As someone who has always had a sort of distaste for the Law, I think this is somehow easier to see.  From about 13 years on, I never thought I could obey perfectly, so by 18 I gave up completely.  Just because I ignored it doesn’t mean that the expectations went away.  God remained unchanged.  For someone who leans towards legalism (following the rules verses my desire to rebel), I think understanding can be a little trickier.  The ability to uphold the Law becomes an attempt to point out your own perfection and point out your worthiness to God.  If it is easier for you to “be good”, then it may be harder for you to understand what God really wants from you.

To properly Love the Law is to have reverence for God’s perfection.  Like the two son’s of the Prodigal Son parable, we often get it wrong.  We reject what is right completely or we define our own identity by how righteous we are.  Either way we miss the point.  If only there were someone who could make things more clear, who could point us to what our own hearts were meant for, who could point us to what God’s heart desires.  If only there were someone who could take the Law and deflate the self-righteous, encourage the sinner, demand more and yet make it easier.  Christ did all these things.  It is one of the most brilliant things ever achieved.  We were all made equal.  We are all sinners.  Christ did it not because he abolished the Law, but because he fulfilled it. (Matt5:17)  To those who held their obedience to the letter of the Law as their identity, Jesus said, it’s more than what you do, it is what is in your heart.  To the sinners and Gentiles, he said “I am the Way”, your culture, history and sinful nature are irrelevant.  No one comes to the Father, but through me.  

God remains the same.  The Law remains in tact.  The details and atrocious difficulty of the Law of Moses lays the groundwork for The Christ, the only “human” that could perfect the law, Jesus.  

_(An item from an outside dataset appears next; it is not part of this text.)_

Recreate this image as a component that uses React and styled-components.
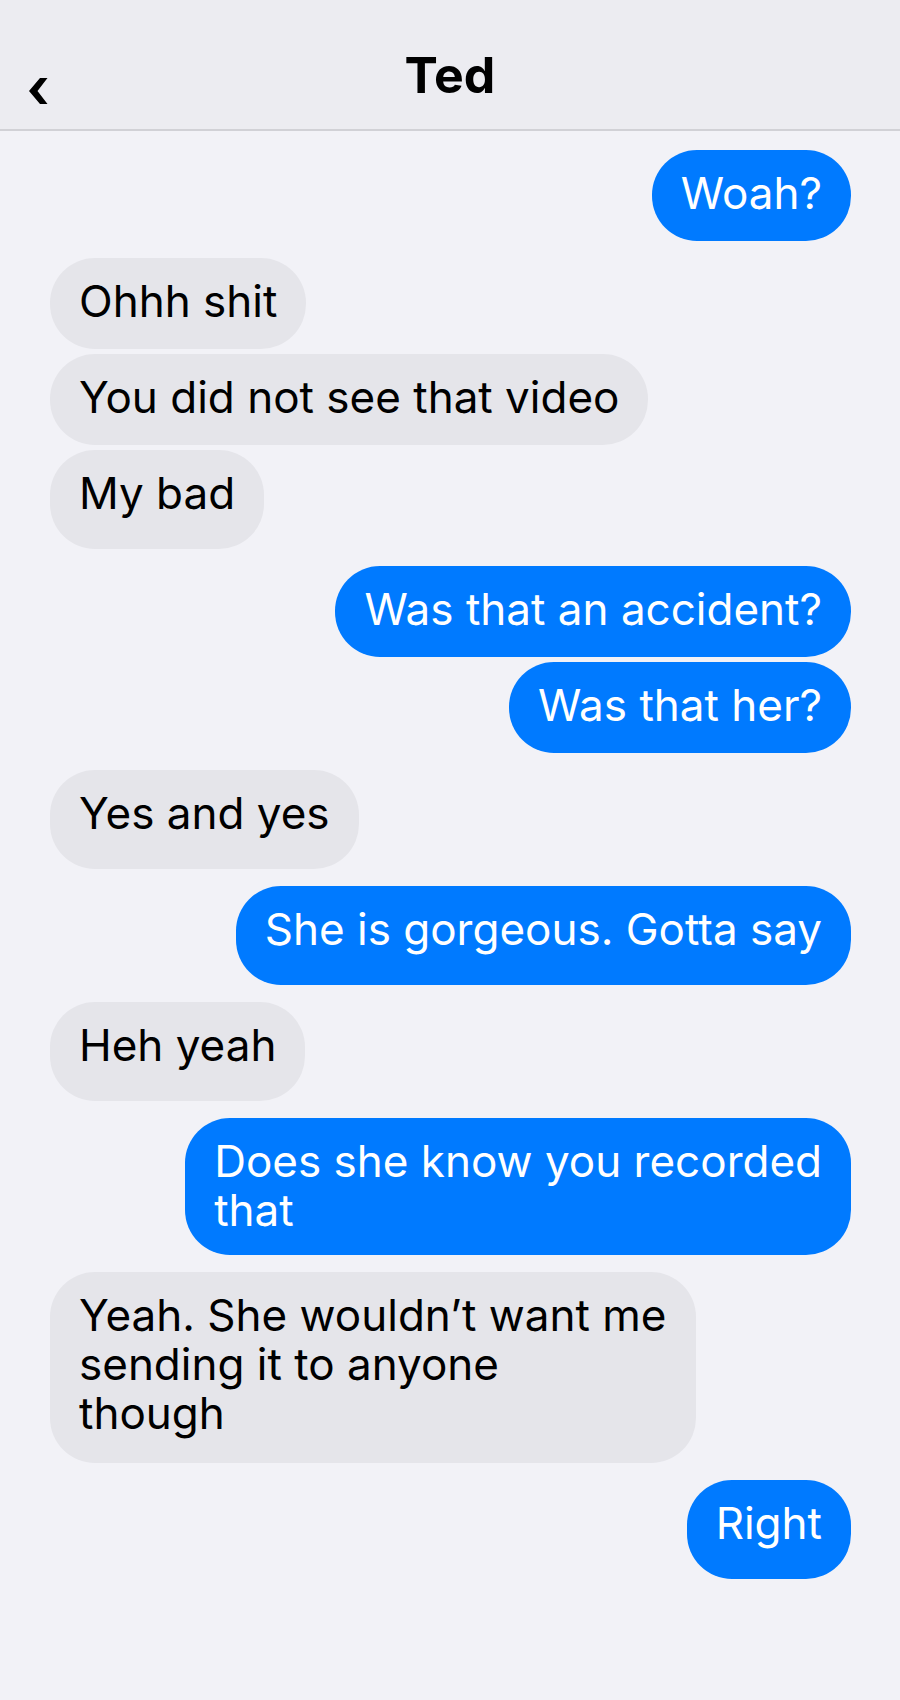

If there is something difficult in the Bible it may enter your mind that it’s not suppose to be there, that somehow someone made an error, that there is a miscalculation.  This is absurd and arrogant.  I don’t understand Advanced Trigonometry (yet), but for me to suggest that something is out of place in an equation is an indicator of the vastness of my ignorance.  I can be learned in the scripture at my own level.  God will meet me in the word.  He will teach me the basics of addition and subtraction in the Psalms and Proverbs.  Though simple, there is complexity there.  He will give me the fluidity of multiplication and division in the Gospels.  Geometry is in Job and Ecclesiastes and Hebrews and Isaiah as they tie all of the quadrants of the Bible together in axis and arcs.   There is a lot there to be learned and discerned throughout the Bible.  I think some of us have natural inclinations towards certain areas.  I am afraid that there are such difficulties of the Bible that I will never learn certain areas.  I may never fully grasp the Trigonometry of the Law, but that doesn’t change the Truth.  It’s not going to make me stop trying either.  Though it is difficult, God’s perfection remains.  The Joy is that God has written the intuition of what the Law is within us.  Grace is that he sent his son, the teacher, to show us how to retrieve it.  

I close with a telling quote from my high school algebra teacher, “Scott, I’ll pass you if you promise NOT to take any math courses in college.”